■ PROBLEM REQUIREMENTS: Restate the data word for word and leave the images out.

■ SOURCE EXCERPT:
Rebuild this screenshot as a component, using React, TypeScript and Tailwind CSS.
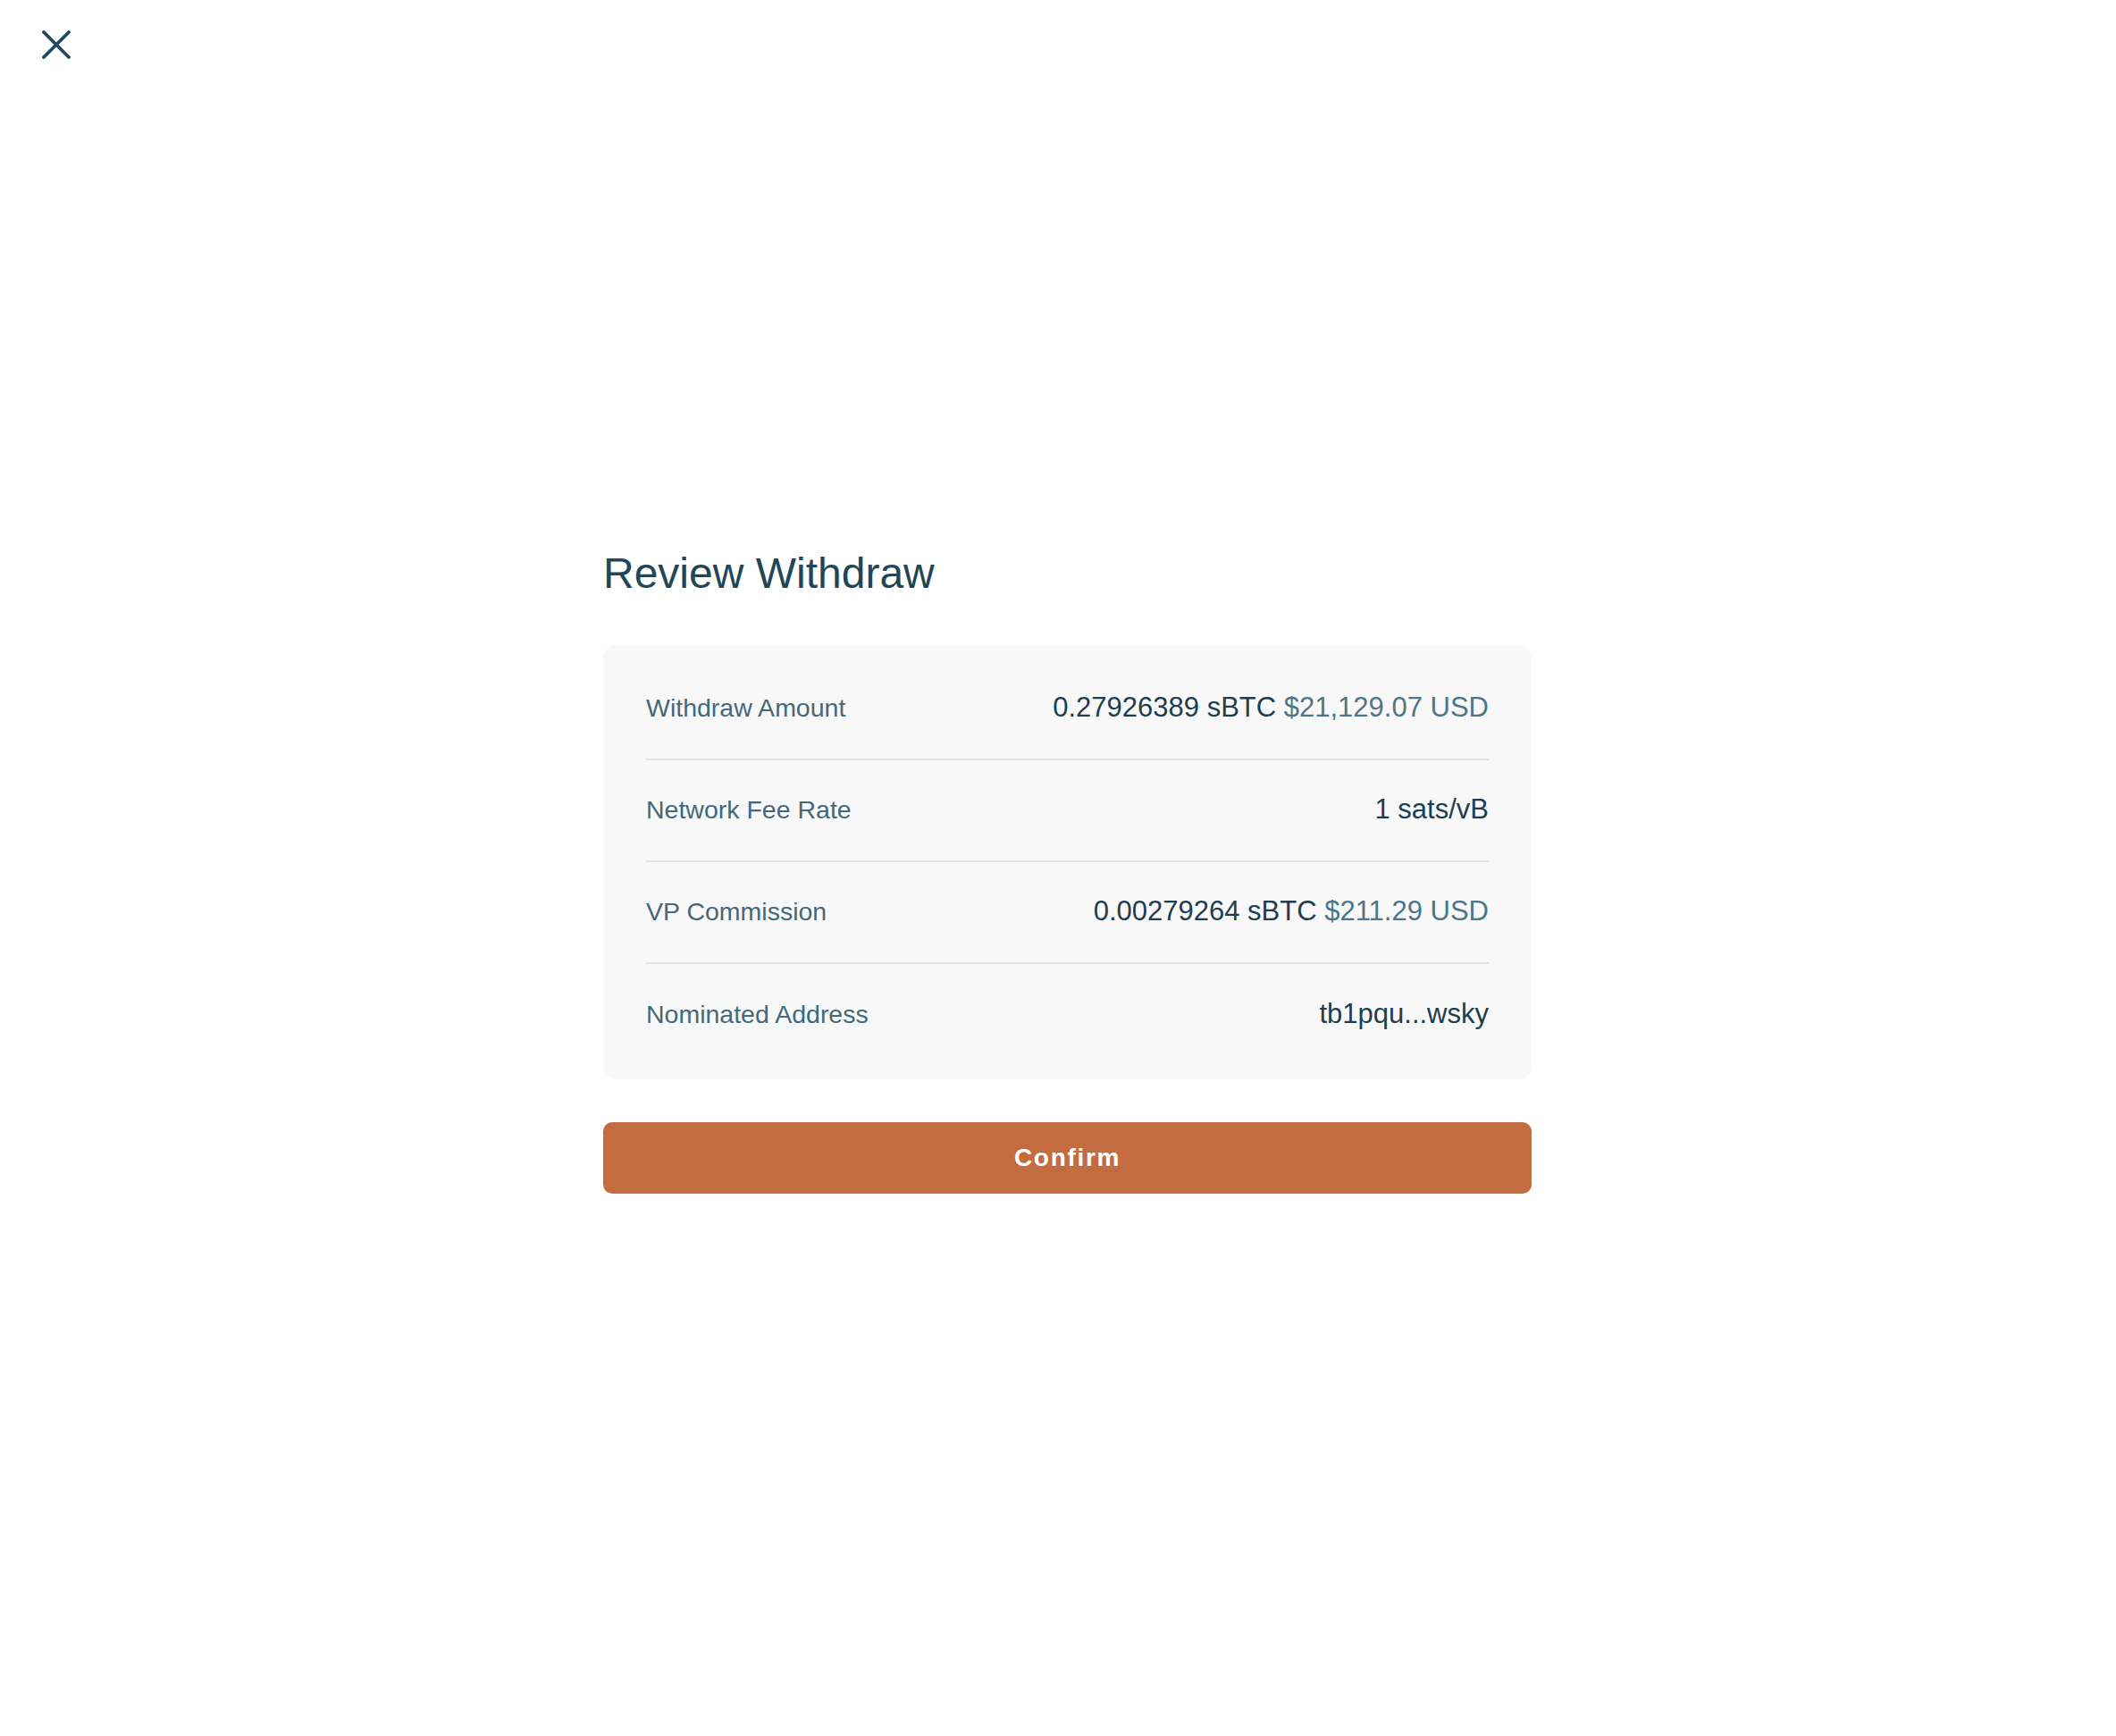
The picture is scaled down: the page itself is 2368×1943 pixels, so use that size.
import React from 'react';

interface ReviewRow {
  label: string;
  value: string;
  fiat?: string;
}

const rows: ReviewRow[] = [
  { label: 'Withdraw Amount', value: '0.27926389 sBTC', fiat: '$21,129.07 USD' },
  { label: 'Network Fee Rate', value: '1 sats/vB' },
  { label: 'VP Commission', value: '0.00279264 sBTC', fiat: '$211.29 USD' },
  { label: 'Nominated Address', value: 'tb1pqu...wsky' },
];

const CloseIcon: React.FC<{ className?: string }> = ({ className }) => (
  <svg viewBox="0 0 34 32" fill="none" className={className}>
    <path d="M3 2L31 30M31 2L3 30" stroke="currentColor" strokeWidth="3.8" strokeLinecap="round" />
  </svg>
);

const App: React.FC = () => {
  return (
    <div className="relative min-h-screen w-full bg-white font-['Liberation_Sans',Arial,sans-serif]">
      <button className="absolute left-[46px] top-[34px] text-[#1f4a5e]" aria-label="Close">
        <CloseIcon className="w-[34px] h-[32px]" />
      </button>

      <div className="flex h-[1943px] items-center justify-center pl-[21px] pt-[10px]">
        <div className="w-[1039px]">
          <h2 className="text-[48px] leading-[48px] text-[#1f4659] mb-[56px]">Review Withdraw</h2>

          <div className="bg-[#f8f8f8] rounded-[14px] px-12 py-[15px]">
            {rows.map((row, index) => (
              <div
                key={row.label}
                className={`flex items-center justify-between h-[114px] ${index < rows.length - 1 ? 'border-b-2 border-[#dfe2e5]' : ''}`}
              >
                <span className="text-[28.5px] text-[#43697b]">{row.label}</span>
                <span className="text-[31px] text-[#1e3e50]">
                  {row.value}
                  {row.fiat && <span className="text-[#4d7688]"> {row.fiat}</span>}
                </span>
              </div>
            ))}
          </div>

          <button className="mt-12 w-full h-[80px] rounded-[10px] bg-[#c26c3f] text-white text-[28px] font-semibold tracking-[0.06em]">
            Confirm
          </button>
        </div>
      </div>
    </div>
  );
};

export default App;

■ WRITTEN SOLUTION:
Rebuild this screenshot as a component, using React, TypeScript and Tailwind CSS.
The picture is scaled down: the page itself is 2368×1943 pixels, so use that size.
import React from 'react';

interface ReviewRow {
  label: string;
  value: string;
  fiat?: string;
}

const rows: ReviewRow[] = [
  { label: 'Withdraw Amount', value: '0.27926389 sBTC', fiat: '$21,129.07 USD' },
  { label: 'Network Fee Rate', value: '1 sats/vB' },
  { label: 'VP Commission', value: '0.00279264 sBTC', fiat: '$211.29 USD' },
  { label: 'Nominated Address', value: 'tb1pqu...wsky' },
];

const CloseIcon: React.FC<{ className?: string }> = ({ className }) => (
  <svg viewBox="0 0 34 32" fill="none" className={className}>
    <path d="M3 2L31 30M31 2L3 30" stroke="currentColor" strokeWidth="3.8" strokeLinecap="round" />
  </svg>
);

const App: React.FC = () => {
  return (
    <div className="relative min-h-screen w-full bg-white font-['Liberation_Sans',Arial,sans-serif]">
      <button className="absolute left-[46px] top-[34px] text-[#1f4a5e]" aria-label="Close">
        <CloseIcon className="w-[34px] h-[32px]" />
      </button>

      <div className="flex h-[1943px] items-center justify-center pl-[21px] pt-[10px]">
        <div className="w-[1039px]">
          <h2 className="text-[48px] leading-[48px] text-[#1f4659] mb-[56px]">Review Withdraw</h2>

          <div className="bg-[#f8f8f8] rounded-[14px] px-12 py-[15px]">
            {rows.map((row, index) => (
              <div
                key={row.label}
                className={`flex items-center justify-between h-[114px] ${index < rows.length - 1 ? 'border-b-2 border-[#dfe2e5]' : ''}`}
              >
                <span className="text-[28.5px] text-[#43697b]">{row.label}</span>
                <span className="text-[31px] text-[#1e3e50]">
                  {row.value}
                  {row.fiat && <span className="text-[#4d7688]"> {row.fiat}</span>}
                </span>
              </div>
            ))}
          </div>

          <button className="mt-12 w-full h-[80px] rounded-[10px] bg-[#c26c3f] text-white text-[28px] font-semibold tracking-[0.06em]">
            Confirm
          </button>
        </div>
      </div>
    </div>
  );
};

export default App;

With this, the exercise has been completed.